Dov'è il baco dell'Impresa 4.0

Redazione

L’ideologia sessantottina del “privato fuori dalle scuole” ci ha sbancati

Ieri il percorso burocratico che istituisce i Competence center, i centri di formazione per chi lavora o aspira a lavorare nell’Impresa 4.0, ha compiuto otto mesi rimbalzando dal ministero dello Sviluppo economico a quello del’Economia, alla Corte dei conti, a Palazzo Chigi, in attesa di pubblicazione sulla Gazzetta ufficiale, e il Corriere della Sera ha illustrato il classico gioco dell’oca di questo ritardo sempre denunciato dal ministro Carlo Calenda.

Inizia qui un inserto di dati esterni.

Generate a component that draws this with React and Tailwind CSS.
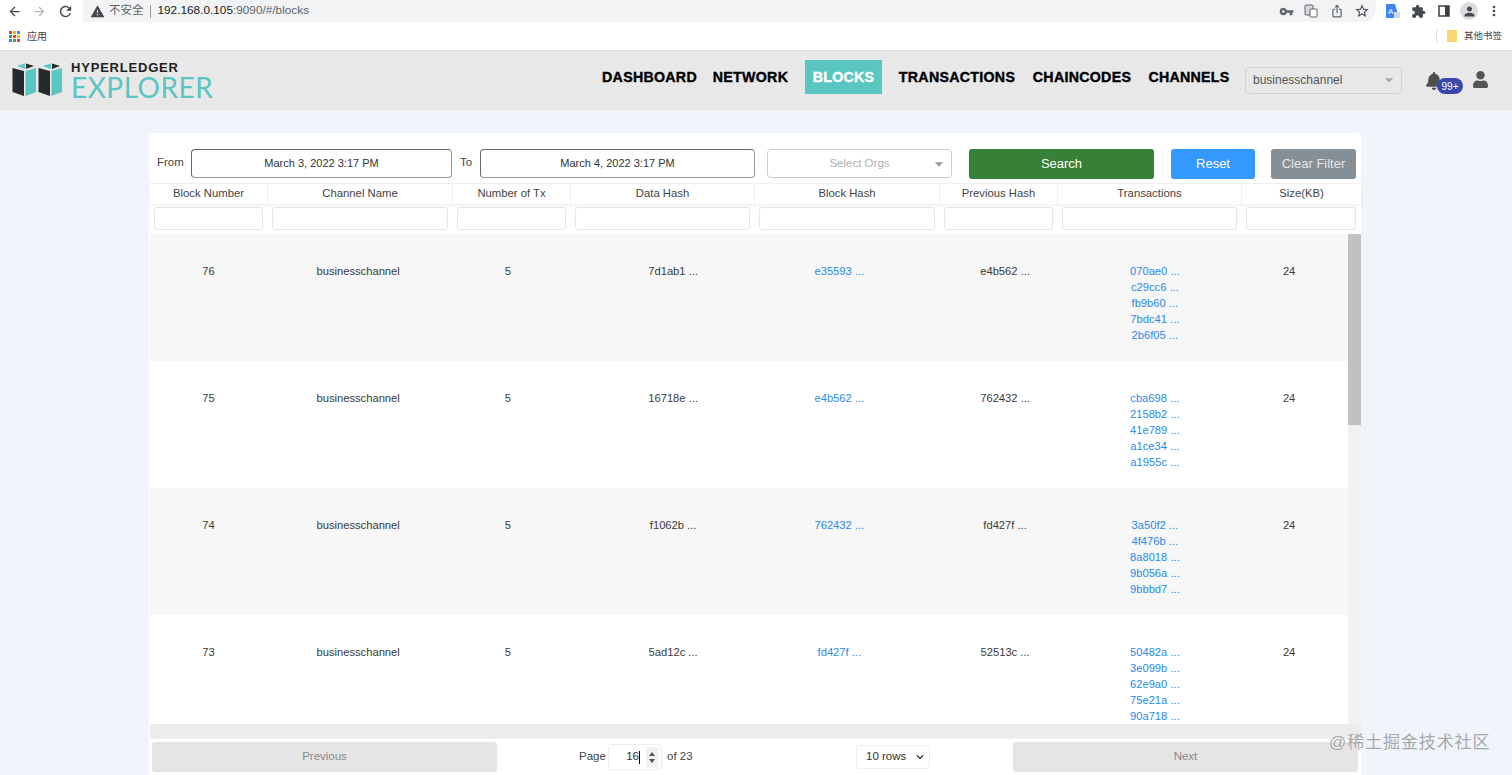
import React from "react";
import { MdArrowBack, MdArrowForward, MdRefresh, MdWarning, MdVpnKey, MdStarBorder, MdExtension, MdPerson, MdMoreVert, MdArrowDropDown, MdOutlineIosShare, MdKeyboardArrowDown } from "react-icons/md";
import { FaBell, FaUser } from "react-icons/fa";

const sans = "font-['Liberation_Sans','Noto_Sans_CJK_SC',sans-serif]";

const columns = ["Block Number", "Channel Name", "Number of Tx", "Data Hash", "Block Hash", "Previous Hash", "Transactions", "Size(KB)"];
const headWidths = ["w-[118px]", "w-[185px]", "w-[118px]", "w-[184px]", "w-[185px]", "w-[118px]", "w-[184px]", "w-[119px]"];

const rows = [
  { block: 76, data: "7d1ab1 ...", hash: "e35593 ...", prev: "e4b562 ...", txs: ["070ae0 ...", "c29cc6 ...", "fb9b60 ...", "7bdc41 ...", "2b6f05 ..."] },
  { block: 75, data: "16718e ...", hash: "e4b562 ...", prev: "762432 ...", txs: ["cba698 ...", "2158b2 ...", "41e789 ...", "a1ce34 ...", "a1955c ..."] },
  { block: 74, data: "f1062b ...", hash: "762432 ...", prev: "fd427f ...", txs: ["3a50f2 ...", "4f476b ...", "8a8018 ...", "9b056a ...", "9bbbd7 ..."] },
  { block: 73, data: "5ad12c ...", hash: "fd427f ...", prev: "52513c ...", txs: ["50482a ...", "3e099b ...", "62e9a0 ...", "75e21a ...", "90a718 ..."] },
];

const appDots = ["#ea4335", "#fbbc05", "#4285f4", "#34a853", "#ea4335", "#fbbc05", "#4285f4", "#34a853", "#ea4335"];

const BrowserBar = () => (
  <div className="h-[50px] bg-white flex flex-col">
    <div className="h-[22px] flex items-center text-[#5f6368]">
      <MdArrowBack className="ml-[7px] text-[15px] text-[#45484c]" />
      <MdArrowForward className="ml-[10px] text-[15px] text-[#b5b8bb]" />
      <MdRefresh className="ml-[10px] text-[17px] text-[#45484c]" />
      <div className="ml-[9px] w-[1293px] h-[22px] bg-[#f1f3f4] rounded-br-[14px] flex items-center pl-[7px]">
        <MdWarning className="text-[15px] text-[#45484c]" />
        <span className={`ml-[4px] text-[11.5px] text-[#5f6368] ${sans}`}>不安全</span>
        <span className="ml-[6px] h-[13px] w-px bg-[#9aa0a6]" />
        <span className={`ml-[7px] text-[11.8px] text-[#202124] ${sans}`}>
          192.168.0.105<span className="text-[#5f6368]">:9090/#/blocks</span>
        </span>
        <MdVpnKey className="ml-auto text-[15px] text-[#5f6368]" />
        <svg width="14" height="14" viewBox="0 0 14 14" className="ml-[10px]">
          <rect x="1" y="1" width="8" height="10" rx="1" fill="#d5d7da" stroke="#5f6368" />
          <rect x="6" y="5" width="7" height="8" rx="1" fill="#fff" stroke="#5f6368" />
        </svg>
        <MdOutlineIosShare className="ml-[12px] text-[14px] text-[#5f6368]" />
        <MdStarBorder className="ml-[10px] mr-[6px] text-[16px] text-[#45484c]" />
      </div>
      <svg width="14" height="15" viewBox="0 0 14 15" className="ml-[10px]">
        <path d="M0 0h9l4 14H0z" fill="#4285f4" />
        <text x="2" y="10" fontSize="8" fill="#fff" fontFamily="Liberation Sans">A</text>
        <path d="M8 8h6v6H8z" fill="#cfd8e6" />
      </svg>
      <MdExtension className="ml-[11px] text-[15px] text-[#45484c]" />
      <svg width="12" height="12" viewBox="0 0 12 12" className="ml-[12px]">
        <rect x="1" y="1" width="10" height="10" fill="none" stroke="#3c4043" strokeWidth="1.5" />
        <rect x="7" y="1" width="4" height="10" fill="#3c4043" />
      </svg>
      <div className="ml-[10px] w-[18px] h-[18px] rounded-full bg-[#dadce0] flex items-center justify-center">
        <MdPerson className="text-[15px] text-[#45484c]" />
      </div>
      <MdMoreVert className="ml-[8px] text-[16px] text-[#45484c]" />
    </div>
    <div className="h-[28px] flex items-center">
      <div className="ml-[9px] grid grid-cols-3 gap-[1px] w-[11px]">
        {appDots.map((c, i) => (
          <span key={i} className="w-[3px] h-[3px]" style={{ backgroundColor: c }} />
        ))}
      </div>
      <span className={`ml-[7px] text-[10px] text-[#444] ${sans}`}>应用</span>
      <span className="ml-auto h-[14px] w-px bg-[#dadce0]" />
      <svg width="10" height="12" viewBox="0 0 10 12" className="ml-[10px]">
        <rect width="10" height="12" rx="1" fill="#fbd774" />
      </svg>
      <span className={`ml-[7px] mr-[10px] text-[9.5px] text-[#444] ${sans}`}>其他书签</span>
    </div>
  </div>
);

const Logo = () => (
  <div className="flex items-center ml-[12px]">
    <svg width="52" height="34" viewBox="0 0 52 34">
      {[0, 26].map((x) => (
        <g key={x} transform={`translate(${x} 0)`}>
          <polygon points="0.5,5 12,8 12,33 0.5,29" fill="#262a2c" />
          <polygon points="13.5,8 24,5 24,29 13.5,33" fill="#59c6c1" />
          <polygon points="5,3 13,0.5 13,6" fill="#59c6c1" />
          <polygon points="14,0.5 22,3 14,6" fill="#262a2c" />
        </g>
      ))}
    </svg>
    <div className={`ml-[7px] w-[143px] flex flex-col ${sans}`}>
      <span className="text-[13px] leading-[14px] font-bold tracking-[0.8px] text-[#222] whitespace-nowrap">HYPERLEDGER</span>
      <span className="text-[28px] leading-[24px] font-['Lato',sans-serif] font-normal text-[#59c6c1] tracking-[0.5px] whitespace-nowrap">EXPLORER</span>
    </div>
  </div>
);

const NavItem = ({ label, active, className }) => (
  <div
    className={`h-[34px] pt-[1px] flex items-center justify-center whitespace-nowrap text-[14.2px] font-bold tracking-[0.3px] [-webkit-text-stroke:0.4px_currentColor] ${
      active ? "bg-[#59c6c1] text-white" : "text-black"
    } ${className}`}
  >
    {label}
  </div>
);

const Header = () => (
  <div className={`h-[60px] bg-[#e8e8e8] flex items-center shadow-[inset_0_1px_1px_rgba(0,0,0,0.05)] ${sans}`}>
    <Logo />
    <div className="ml-[389px] mb-[6px] flex items-center">
      <NavItem label="DASHBOARD" className="w-[93px]" />
      <NavItem label="NETWORK" className="ml-[17px] w-[75px]" />
      <NavItem label="BLOCKS" active className="ml-[17px] w-[77px]" />
      <NavItem label="TRANSACTIONS" className="ml-[16px] w-[118px]" />
      <NavItem label="CHAINCODES" className="ml-[16px] w-[100px]" />
      <NavItem label="CHANNELS" className="ml-[16px] w-[82px]" />
    </div>
    <div className="ml-[15px] w-[157px] h-[27px] border border-[#d2d2d2] rounded-[4px] flex items-center pl-[7px] text-[12px] text-[#555]">
      businesschannel
      <MdArrowDropDown className="ml-auto mr-[2px] text-[20px] text-[#aaa]" />
    </div>
    <div className="relative ml-[23px] w-[16px] h-[20px]">
      <FaBell className="text-[18px] text-[#4f4f4f] mt-[2px]" />
      <span className="absolute left-[12px] top-[8px] w-[26px] h-[16px] rounded-full bg-[#3949ab] text-white text-[10px] flex items-center justify-center">
        99+
      </span>
    </div>
    <FaUser className="ml-[31px] mb-[2px] text-[17px] text-[#555]" />
  </div>
);

const FilterBar = () => (
  <div className="h-[50px] flex items-start pt-[16px] text-[12px]">
    <span className="ml-[7px] mt-[5px] w-[34px] text-[#444] text-[11.5px]">From</span>
    <div className="w-[261px] h-[29px] border border-[#9a9a9a] border-t-[#666] border-l-[#666] rounded-[4px] flex items-center justify-center text-[#333] text-[11px]">
      March 3, 2022 3:17 PM
    </div>
    <span className="ml-[8px] mt-[5px] w-[20px] text-[#444] text-[11.5px]">To</span>
    <div className="w-[275px] h-[29px] border border-[#9a9a9a] border-t-[#666] border-l-[#666] rounded-[4px] flex items-center justify-center text-[#333] text-[11px]">
      March 4, 2022 3:17 PM
    </div>
    <div className="ml-[12px] w-[185px] h-[29px] border border-[#ccc] rounded-[4px] flex items-center text-[#b0b0b0] text-[11.5px] relative">
      <span className="w-full text-center">Select Orgs</span>
      <MdArrowDropDown className="absolute right-[2px] text-[20px] text-[#999]" />
    </div>
    <button className="ml-[17px] w-[185px] h-[30px] bg-[#388038] text-white text-[13px] rounded-[3px]">Search</button>
    <button className="ml-[17px] w-[84px] h-[30px] bg-[#3399ff] text-white text-[13px] rounded-[3px]">Reset</button>
    <button className="ml-[16px] w-[85px] h-[30px] bg-[#868e96] text-[#e4e6e8] text-[13px] rounded-[3px]">Clear Filter</button>
  </div>
);

const TableHead = () => (
  <>
    <div className="flex h-[21px] border-t border-[#f0f0f0] shadow-[0_2px_4px_rgba(0,0,0,0.06)]">
      {columns.map((c, i) => (
        <div key={c} className={`${headWidths[i]} shrink-0 pb-[1px] flex items-center justify-center text-[11.3px] text-[#444] border-r border-[#f1f1f1] last:border-r-0`}>
          {c}
        </div>
      ))}
    </div>
    <div className="flex h-[30px] pt-[3px]">
      {columns.map((c, i) => (
        <div key={c} className={`${headWidths[i]} shrink-0 pl-[4px] pr-[5px]`}>
          <div className="w-full h-[23px] bg-white border border-[#e6e6e6] rounded-[3px]" />
        </div>
      ))}
    </div>
  </>
);

const Row = ({ row, striped }) => (
  <div className={`h-[127px] shrink-0 flex pt-[29px] text-[11.2px] leading-[16px] text-center text-[#3a3a3a] ${striped ? "bg-[#f7f7f7]" : "bg-white"}`}>
    <div className="w-[116px] pl-[1px]">{row.block}</div>
    <div className="w-[184px] pl-[1px]">businesschannel</div>
    <div className="w-[116px] pl-[1px]">5</div>
    <div className="w-[184px] pl-[32px]">{row.data}</div>
    <div className="w-[184px] pr-[3px] text-[#2a8ae8]">{row.hash}</div>
    <div className="w-[116px] pl-[29px]">{row.prev}</div>
    <div className="w-[184px] pl-[29px] text-[#2a8ae8]">
      {row.txs.map((t) => (
        <div key={t}>{t}</div>
      ))}
    </div>
    <div className="w-[116px] pr-[2px]">24</div>
  </div>
);

const Pagination = () => (
  <div className="h-[37px] flex items-center text-[11.5px] text-[#444] border-t border-[#f2f2f2] whitespace-nowrap">
    <button className="ml-[2px] w-[345px] h-[30px] bg-[#e5e5e5] rounded-[3px] text-[#8a8a8a]">Previous</button>
    <span className="ml-[82px] w-[26px]">Page</span>
    <div className="ml-[3px] w-[54px] h-[26px] border border-[#eee] rounded-[3px] bg-white flex items-center justify-end pr-[3px] text-[#333]">
      <span>16</span>
      <span className="w-px h-[13px] bg-black" />
      <span className="ml-[6px] w-[12px] h-[20px] bg-[#f1f1f1] flex flex-col items-center justify-center gap-[3px]">
        <span className="w-0 h-0 border-x-[3px] border-x-transparent border-b-[4px] border-b-[#555]" />
        <span className="w-0 h-0 border-x-[3px] border-x-transparent border-t-[4px] border-t-[#555]" />
      </span>
    </div>
    <span className="ml-[5px] w-[25px]">of 23</span>
    <div className="ml-[164px] w-[74px] h-[24px] border border-[#eee] rounded-[3px] bg-white flex items-center pl-[9px] text-[#333]">
      10 rows
      <MdKeyboardArrowDown className="ml-auto mr-[2px] text-[14px] text-[#111]" />
    </div>
    <button className="ml-[83px] w-[345px] h-[30px] bg-[#e5e5e5] rounded-[3px] text-[#8a8a8a]">Next</button>
  </div>
);

const App = () => (
  <div className={`w-[1512px] h-[775px] overflow-hidden bg-[#f0f5fb] relative ${sans}`}>
    <BrowserBar />
    <Header />
    <div className="pt-[23px] pl-[149px]">
      <div className="w-[1212px] h-[642px] bg-white rounded-t-[3px] pl-[1px] flex flex-col">
        <FilterBar />
        <TableHead />
        <div className="h-[490px] flex overflow-hidden">
          <div className="w-[1198px] flex flex-col">
            {rows.map((row, i) => (
              <Row key={row.block} row={row} striped={i % 2 === 0} />
            ))}
          </div>
          <div className="w-[13px] bg-[#f1f1f1]">
            <div className="h-[191px] bg-[#c1c1c1]" />
          </div>
        </div>
        <div className="h-[14px] bg-[#ececec]" />
        <Pagination />
      </div>
    </div>
    <span className="absolute left-[1329px] top-[730px] text-[17px] tracking-[0.9px] text-[#a8a8a8]">@稀土掘金技术社区</span>
  </div>
);

export default App;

C’è poi un baco che rischia di divorare dall’interno il più importante progetto di politica imprenditoriale italiano, vitale perché le poco produttive aziende nazionali, specie medio-piccole, recuperino il gap competitivo dalla concorrenza globale.

 

Di che si tratta? A fronte della disponibilità alla digitalizzazione delle imprese, stimolate anche dai 90 miliardi di sgravi previsti per ora fino al 2020, la formazione già finanziata con 2,6 miliardi, più 355 milioni per il piano della scuola digitale, è sostanzialmente bloccata non solo dalla burocrazia ma anche dallo scontro tra aziende e sindacati, pubblico e privato, tra i vecchi centri di formazione professionale affidati alle regioni e gli attuali accordi territoriali promossi spontaneamente tra imprenditori, banche e università. Ultimo esempio, l’intesa da 1,2 miliardi firmata ieri tra Politecnico di Milano e regione Lombardia. I sindacati confederali, però, Cgil in testa, difendono la loro “centralità” nei percorsi di formazione, cioè gli accordi bilaterali con le regioni – che hanno la competenza sulla formazione tradizionale – per gestire i centri di avviamento e riqualificazione al lavoro, e relativi fondi (lo 0,3 per cento dei contributi versati all’Inps): un modello fallito su tutta la linea. Mentre è dal tentativo di riforma di Letizia Moratti che ogni progetto di alternanza scuola-lavoro, con l’inserimento nei corsi di stage valevoli a ottenere crediti per il punteggio di maturità o di laurea, viene respinto dagli organismi studenteschi a loro volta caricati a molla dai sindacati degli insegnanti, al grido ideologico di “sfruttamento”. Le regioni, con i loro corsi appaltati al sindacato e pagati con denaro pubblico, non hanno mai creato posti di lavoro; figuriamoci ora e in futuro nell’impresa digitalizzata. Il tutto mentre la nomenklatura sindacalizzata della scuola guarda con sospetto i tentativi di formazione cofinanziati da banche e industrie assieme ai politecnici e alle università di eccellenza, temendo che entrino negli atenei gli odiati privati.